Alla fine di questo esercizio di interpretazione biblica altamente dirompente, Marie-Laure Durand scuote quel che diamo per scontato, decostruisce le nostre rappresentazioni e i nostri modi di operare. Ci dimostra, se non ne fossimo già convinti, la costante attualità del testo biblico nelle nostre relazioni sociali. Con la parabola evangelica degli invitati al banchetto come punto di riferimento, ci incoraggia a mettere in discussione le nostre rappresentazioni del potere. Con la sua conoscenza della teologia e della filosofia, unite a una grande sagacia, ci insegna a pensare in modo diverso alla nostra vita collettiva.
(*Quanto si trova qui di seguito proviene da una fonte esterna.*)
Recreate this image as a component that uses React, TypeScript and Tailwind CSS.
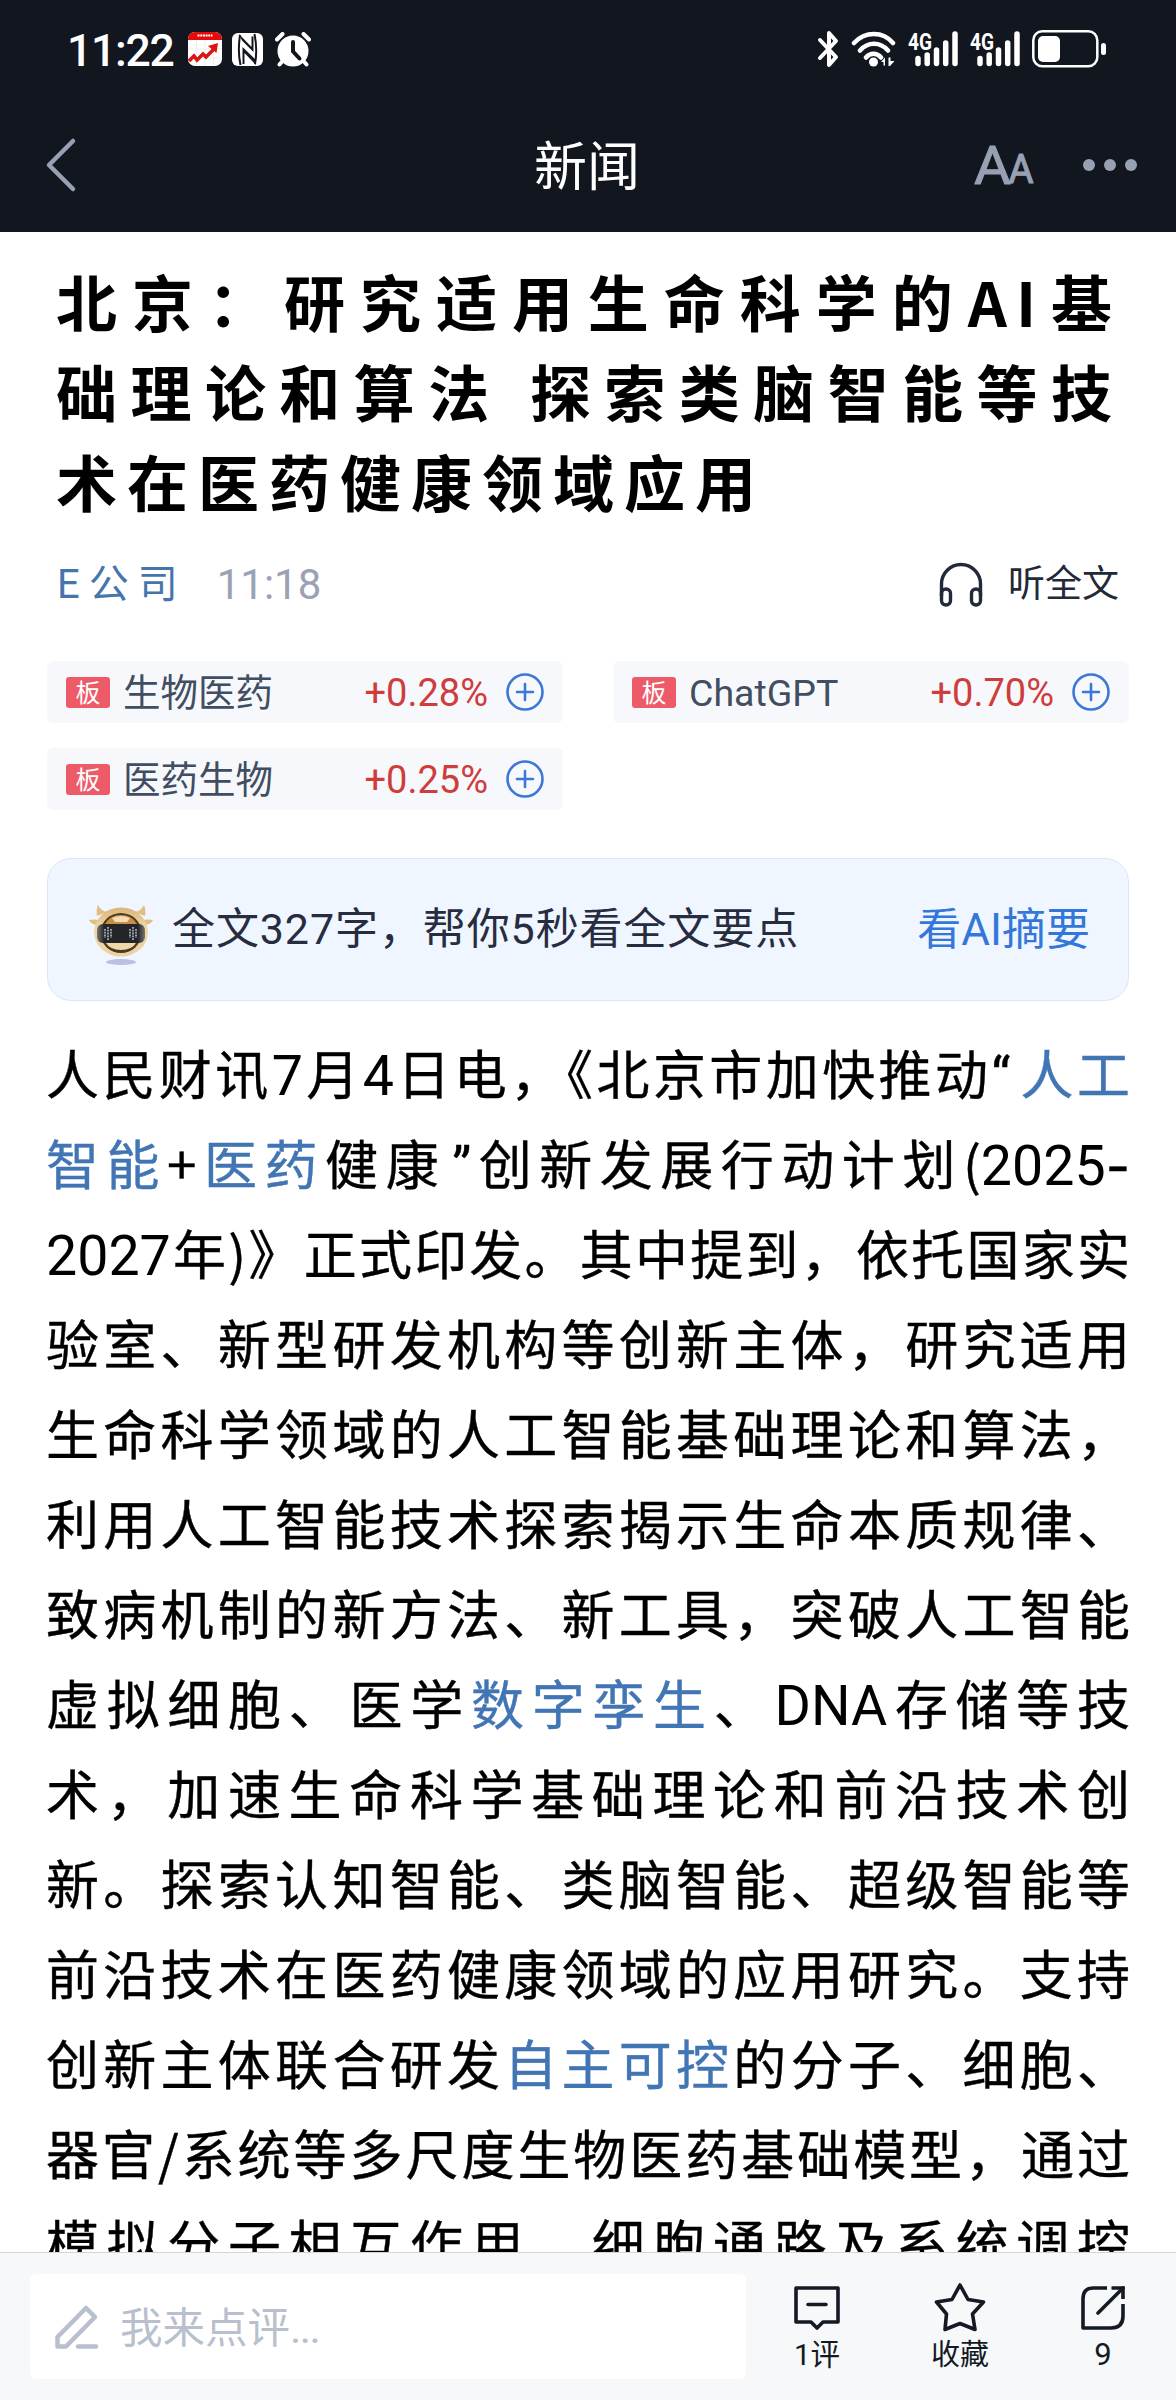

Ho parlato prima di un approccio rivoluzionario: sì, perché Cristo è così, e lo è sempre stato. Che agli uomini piaccia o no, la sua parola folgorante e sorridente sa essere altrettanto tagliente; quando la governance incontra Gesù, è ovviamente per distruggere il vecchio tempio.

Concludiamo allora con le ultime righe di questo saggio che, come un meteorite, sa illuminare il cielo spento delle nostre idee:

«Se prendersi cura ha a che vedere con la singolarità delle persone, se governare significa prendersi cura di accordare le tempistiche, scegliere consiste nell’associare al processo di decisione e nel condividere le scelte fatte. Il regno di Dio somiglia a un re che avrebbe capito che regnare da solo non ha senso. Il regno di Dio somiglia a un re che avrebbe avviato un dialogo con il mondo per consentire a ciascuno di approfittare al meglio dell’abbondanza che ci circonda. Un re che prenderebbe sul serio la storia delle persone, la loro singolarità e che darebbe e si darebbe il tempo per costruire una decisione. Un re che non sarebbe in competizione con nessuno dei suoi sudditi, che sarebbe capace di accordare la sua fiducia e di conservarla nonostante tutto. Un re che tratterebbe gli altri da adulti, capace di sopportare un rifiuto e un disaccordo. Assetato di dialogo e di incontri. Il regno di Dio assomiglia a Dio» (73).